▸ **TASK TO CARRY OUT**
Find the string "styles" in the listing and report every line that has it.

▸ **INFORMATION SUPPLIED**
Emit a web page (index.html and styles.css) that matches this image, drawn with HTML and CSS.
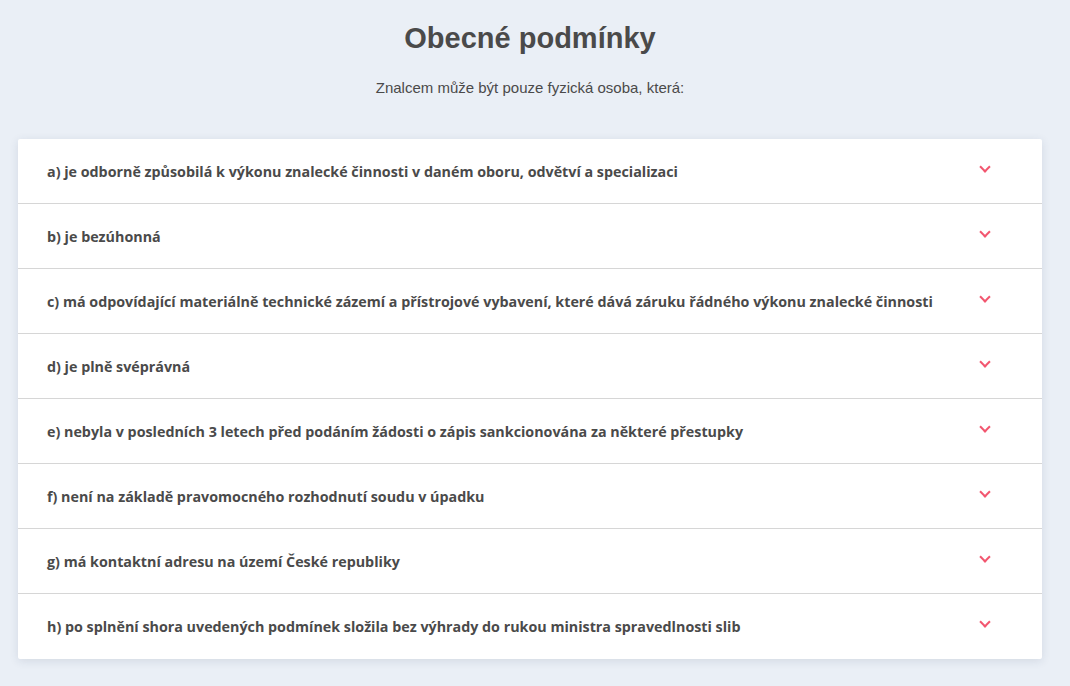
FILE: index.html
```html
<!DOCTYPE html>
<html lang="cs">
<head>
    <meta charset="UTF-8">
    <meta name="viewport" content="width=device-width, initial-scale=1.0">
    <title>Obecné podmínky</title>
    <link rel="stylesheet" href="styles.css">
</head>
<body>
    <section class="conditions">
        <h1>Obecné podmínky</h1>
        <p class="lead">Znalcem může být pouze fyzická osoba, která:</p>

        <div class="accordion">
            <div class="acc-item">a) je odborně způsobilá k výkonu znalecké činnosti v daném oboru, odvětví a specializaci</div>
            <div class="acc-item">b) je bezúhonná</div>
            <div class="acc-item">c) má odpovídající materiálně technické zázemí a přístrojové vybavení, které dává záruku řádného výkonu znalecké činnosti</div>
            <div class="acc-item">d) je plně svéprávná</div>
            <div class="acc-item">e) nebyla v posledních 3 letech před podáním žádosti o zápis sankcionována za některé přestupky</div>
            <div class="acc-item">f) není na základě pravomocného rozhodnutí soudu v úpadku</div>
            <div class="acc-item">g) má kontaktní adresu na území České republiky</div>
            <div class="acc-item">h) po splnění shora uvedených podmínek složila bez výhrady do rukou ministra spravedlnosti slib</div>
        </div>
    </section>
</body>
</html>
```

FILE: styles.css
```css
:root {
    --text: #4a4a4a;
    --accent: #f2566f;
    --background: #eaeff6;
}

* {
    margin: 0;
    padding: 0;
    box-sizing: border-box;
}

body {
    background: var(--background);
    font-family: 'Liberation Sans', Arial, sans-serif;
    color: var(--text);
}

.conditions {
    padding: 20px 28px 28px 18px;
}

h1 {
    text-align: center;
    font-size: 29px;
    font-weight: 700;
    line-height: 36px;
    color: var(--text);
}

.lead {
    text-align: center;
    font-size: 15px;
    line-height: 20px;
    margin-top: 22px;
}

.accordion {
    margin-top: 41px;
    background: #fff;
    border-radius: 2px;
    box-shadow: 0 2px 10px rgba(40, 60, 90, 0.12);
}

.acc-item {
    display: flex;
    align-items: center;
    height: 65px;
    padding: 0 70px 0 29px;
    font-family: 'Open Sans', sans-serif;
    font-weight: 700;
    font-size: 14.3px;
    border-bottom: 1px solid #d6d6d6;
    position: relative;
}

.acc-item:last-child {
    border-bottom: none;
}

.acc-item::after {
    content: '';
    position: absolute;
    right: 53px;
    top: 24px;
    width: 6px;
    height: 6px;
    border-right: 2px solid var(--accent);
    border-bottom: 2px solid var(--accent);
    transform: rotate(45deg);
}
```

▸ **SOLUTION FOR THIS EXERCISE**
Emit a web page (index.html and styles.css) that matches this image, drawn with HTML and CSS.
    <link rel="stylesheet" href="styles.css">
FILE: styles.css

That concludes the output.